• BRIEF:
Go through the records and extract every line with the word "this".

• EXTRACTED ENTRIES:
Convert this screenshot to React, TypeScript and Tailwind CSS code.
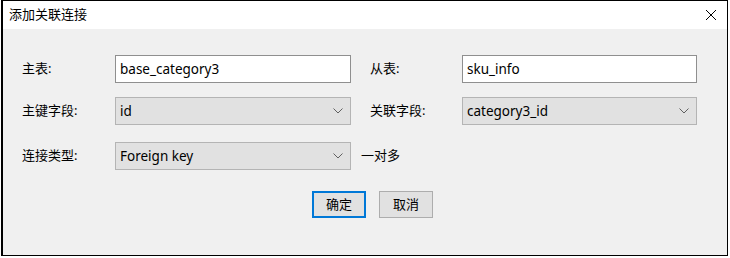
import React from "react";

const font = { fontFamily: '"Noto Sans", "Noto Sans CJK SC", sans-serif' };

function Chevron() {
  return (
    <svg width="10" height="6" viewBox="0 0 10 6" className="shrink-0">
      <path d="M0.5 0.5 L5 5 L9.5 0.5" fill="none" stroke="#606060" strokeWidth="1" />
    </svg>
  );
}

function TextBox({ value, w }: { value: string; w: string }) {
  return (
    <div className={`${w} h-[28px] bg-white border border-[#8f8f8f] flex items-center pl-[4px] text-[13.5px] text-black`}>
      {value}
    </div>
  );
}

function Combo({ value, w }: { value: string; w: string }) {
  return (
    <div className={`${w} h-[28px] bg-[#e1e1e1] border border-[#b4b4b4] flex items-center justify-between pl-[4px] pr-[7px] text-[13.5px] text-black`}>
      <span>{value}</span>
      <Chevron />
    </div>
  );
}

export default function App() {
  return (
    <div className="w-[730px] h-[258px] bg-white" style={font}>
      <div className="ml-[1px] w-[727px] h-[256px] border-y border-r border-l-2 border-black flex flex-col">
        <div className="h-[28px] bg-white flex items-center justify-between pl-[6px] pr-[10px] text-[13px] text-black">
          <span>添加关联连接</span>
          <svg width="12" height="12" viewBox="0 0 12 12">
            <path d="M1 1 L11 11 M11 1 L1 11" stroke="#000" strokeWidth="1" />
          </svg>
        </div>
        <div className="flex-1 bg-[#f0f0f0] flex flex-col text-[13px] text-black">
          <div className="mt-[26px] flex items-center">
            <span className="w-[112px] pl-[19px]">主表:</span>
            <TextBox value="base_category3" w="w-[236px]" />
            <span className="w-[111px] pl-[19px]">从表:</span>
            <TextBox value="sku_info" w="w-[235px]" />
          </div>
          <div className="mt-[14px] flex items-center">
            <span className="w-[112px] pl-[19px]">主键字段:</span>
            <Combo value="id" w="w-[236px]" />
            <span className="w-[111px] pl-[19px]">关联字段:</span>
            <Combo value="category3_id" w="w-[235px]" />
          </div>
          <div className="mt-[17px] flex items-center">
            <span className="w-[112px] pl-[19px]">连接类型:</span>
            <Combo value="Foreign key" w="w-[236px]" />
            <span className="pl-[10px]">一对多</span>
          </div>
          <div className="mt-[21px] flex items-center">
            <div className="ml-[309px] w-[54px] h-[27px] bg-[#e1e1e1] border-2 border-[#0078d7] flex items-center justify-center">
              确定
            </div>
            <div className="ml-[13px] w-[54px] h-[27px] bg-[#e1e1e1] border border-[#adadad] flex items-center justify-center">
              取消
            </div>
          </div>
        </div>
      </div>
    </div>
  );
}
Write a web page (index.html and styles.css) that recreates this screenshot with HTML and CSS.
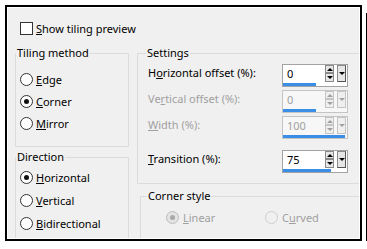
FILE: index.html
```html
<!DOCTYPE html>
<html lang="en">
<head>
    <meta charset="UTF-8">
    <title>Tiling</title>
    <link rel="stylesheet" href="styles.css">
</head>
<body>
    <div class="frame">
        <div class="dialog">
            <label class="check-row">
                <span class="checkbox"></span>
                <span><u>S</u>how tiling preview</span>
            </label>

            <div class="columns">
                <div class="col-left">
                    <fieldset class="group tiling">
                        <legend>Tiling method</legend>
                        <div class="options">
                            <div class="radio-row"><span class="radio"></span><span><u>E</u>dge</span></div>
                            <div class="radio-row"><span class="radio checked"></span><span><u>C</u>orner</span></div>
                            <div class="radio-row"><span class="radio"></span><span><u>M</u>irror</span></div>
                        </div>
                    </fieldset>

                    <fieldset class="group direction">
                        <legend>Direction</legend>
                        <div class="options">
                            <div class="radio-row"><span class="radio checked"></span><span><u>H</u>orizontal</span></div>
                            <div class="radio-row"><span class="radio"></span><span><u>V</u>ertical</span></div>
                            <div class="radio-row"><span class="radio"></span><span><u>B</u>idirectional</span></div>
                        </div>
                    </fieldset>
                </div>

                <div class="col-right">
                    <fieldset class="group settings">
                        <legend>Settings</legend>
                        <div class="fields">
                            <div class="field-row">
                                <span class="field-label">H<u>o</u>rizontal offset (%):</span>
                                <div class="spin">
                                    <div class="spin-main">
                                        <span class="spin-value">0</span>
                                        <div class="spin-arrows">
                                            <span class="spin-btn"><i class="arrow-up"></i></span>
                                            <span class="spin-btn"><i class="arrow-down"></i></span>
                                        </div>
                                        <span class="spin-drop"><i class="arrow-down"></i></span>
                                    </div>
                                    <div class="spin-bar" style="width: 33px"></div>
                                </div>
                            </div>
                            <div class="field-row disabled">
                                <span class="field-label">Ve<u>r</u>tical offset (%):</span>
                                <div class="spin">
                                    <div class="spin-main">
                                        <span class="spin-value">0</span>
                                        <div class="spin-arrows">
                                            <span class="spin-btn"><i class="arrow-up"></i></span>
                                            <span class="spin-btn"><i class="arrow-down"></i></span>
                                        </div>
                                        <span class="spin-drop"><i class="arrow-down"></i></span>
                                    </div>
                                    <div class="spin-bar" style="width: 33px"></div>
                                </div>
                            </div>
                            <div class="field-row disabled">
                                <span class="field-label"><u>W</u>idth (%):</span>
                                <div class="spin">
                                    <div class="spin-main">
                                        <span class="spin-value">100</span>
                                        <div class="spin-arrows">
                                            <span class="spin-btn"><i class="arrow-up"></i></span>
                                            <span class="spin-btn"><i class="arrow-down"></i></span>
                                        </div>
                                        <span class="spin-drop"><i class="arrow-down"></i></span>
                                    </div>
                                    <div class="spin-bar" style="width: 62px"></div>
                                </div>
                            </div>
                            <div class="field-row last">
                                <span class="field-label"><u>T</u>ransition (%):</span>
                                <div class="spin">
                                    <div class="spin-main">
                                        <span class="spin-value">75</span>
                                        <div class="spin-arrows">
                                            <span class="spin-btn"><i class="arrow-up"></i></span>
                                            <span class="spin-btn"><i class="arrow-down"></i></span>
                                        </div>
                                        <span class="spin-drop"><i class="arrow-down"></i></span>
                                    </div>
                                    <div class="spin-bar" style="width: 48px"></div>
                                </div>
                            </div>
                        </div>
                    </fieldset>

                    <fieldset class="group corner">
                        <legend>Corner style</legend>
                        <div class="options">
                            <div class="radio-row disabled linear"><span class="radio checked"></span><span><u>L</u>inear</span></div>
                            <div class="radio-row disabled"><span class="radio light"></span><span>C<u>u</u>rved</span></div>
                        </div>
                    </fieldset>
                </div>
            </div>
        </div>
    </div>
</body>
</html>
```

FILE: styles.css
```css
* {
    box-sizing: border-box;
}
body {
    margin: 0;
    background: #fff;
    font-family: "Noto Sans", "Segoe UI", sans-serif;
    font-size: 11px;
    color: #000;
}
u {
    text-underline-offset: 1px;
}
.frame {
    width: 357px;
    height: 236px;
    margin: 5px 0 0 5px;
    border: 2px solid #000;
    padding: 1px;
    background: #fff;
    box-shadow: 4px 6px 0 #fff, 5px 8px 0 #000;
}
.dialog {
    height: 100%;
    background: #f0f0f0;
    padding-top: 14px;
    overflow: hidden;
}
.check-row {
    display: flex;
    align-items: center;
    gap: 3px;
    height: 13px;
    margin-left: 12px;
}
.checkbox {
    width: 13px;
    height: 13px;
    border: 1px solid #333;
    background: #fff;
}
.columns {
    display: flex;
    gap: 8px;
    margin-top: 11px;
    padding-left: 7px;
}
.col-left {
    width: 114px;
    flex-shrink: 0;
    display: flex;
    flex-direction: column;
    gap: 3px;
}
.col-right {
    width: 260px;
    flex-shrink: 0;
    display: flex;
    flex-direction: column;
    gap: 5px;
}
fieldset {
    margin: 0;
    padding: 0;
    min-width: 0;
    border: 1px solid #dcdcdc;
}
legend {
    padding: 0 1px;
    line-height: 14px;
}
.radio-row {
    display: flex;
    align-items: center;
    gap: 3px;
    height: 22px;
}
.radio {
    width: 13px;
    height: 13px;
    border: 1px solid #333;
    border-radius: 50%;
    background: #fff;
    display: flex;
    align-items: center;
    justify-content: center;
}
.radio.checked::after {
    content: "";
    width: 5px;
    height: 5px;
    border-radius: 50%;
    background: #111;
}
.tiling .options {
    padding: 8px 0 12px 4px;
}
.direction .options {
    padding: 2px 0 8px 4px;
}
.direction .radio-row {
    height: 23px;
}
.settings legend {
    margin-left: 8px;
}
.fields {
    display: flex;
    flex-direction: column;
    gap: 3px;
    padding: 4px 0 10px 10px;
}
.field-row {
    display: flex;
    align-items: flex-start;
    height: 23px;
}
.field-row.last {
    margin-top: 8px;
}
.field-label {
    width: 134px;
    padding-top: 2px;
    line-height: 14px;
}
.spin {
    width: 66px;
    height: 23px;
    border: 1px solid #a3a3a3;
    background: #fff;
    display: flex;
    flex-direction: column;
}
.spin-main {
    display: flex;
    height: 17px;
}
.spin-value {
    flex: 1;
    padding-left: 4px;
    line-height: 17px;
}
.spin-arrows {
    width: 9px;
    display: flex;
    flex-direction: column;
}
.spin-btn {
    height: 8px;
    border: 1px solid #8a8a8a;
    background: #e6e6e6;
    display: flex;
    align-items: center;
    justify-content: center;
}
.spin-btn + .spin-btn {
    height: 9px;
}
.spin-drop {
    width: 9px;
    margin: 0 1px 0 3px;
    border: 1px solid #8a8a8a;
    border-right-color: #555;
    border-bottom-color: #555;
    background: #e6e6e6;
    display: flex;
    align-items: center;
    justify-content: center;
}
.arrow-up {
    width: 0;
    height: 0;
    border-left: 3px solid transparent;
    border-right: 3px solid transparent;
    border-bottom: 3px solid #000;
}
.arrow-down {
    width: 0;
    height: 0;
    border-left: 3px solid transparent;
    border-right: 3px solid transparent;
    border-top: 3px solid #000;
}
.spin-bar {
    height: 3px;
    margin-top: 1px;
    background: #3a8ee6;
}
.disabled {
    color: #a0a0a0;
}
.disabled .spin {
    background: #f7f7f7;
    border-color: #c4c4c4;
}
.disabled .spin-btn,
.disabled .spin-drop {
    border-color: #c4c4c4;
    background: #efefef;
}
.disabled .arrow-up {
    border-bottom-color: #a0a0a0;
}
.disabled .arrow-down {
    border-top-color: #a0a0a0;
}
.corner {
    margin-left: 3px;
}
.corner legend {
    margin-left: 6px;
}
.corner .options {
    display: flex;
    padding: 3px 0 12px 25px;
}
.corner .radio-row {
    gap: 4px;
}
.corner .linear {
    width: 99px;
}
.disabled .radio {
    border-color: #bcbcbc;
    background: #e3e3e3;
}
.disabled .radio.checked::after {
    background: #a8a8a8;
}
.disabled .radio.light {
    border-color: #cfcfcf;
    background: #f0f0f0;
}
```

• THE ANSWER:
Convert this screenshot to React, TypeScript and Tailwind CSS code.
Write a web page (index.html and styles.css) that recreates this screenshot with HTML and CSS.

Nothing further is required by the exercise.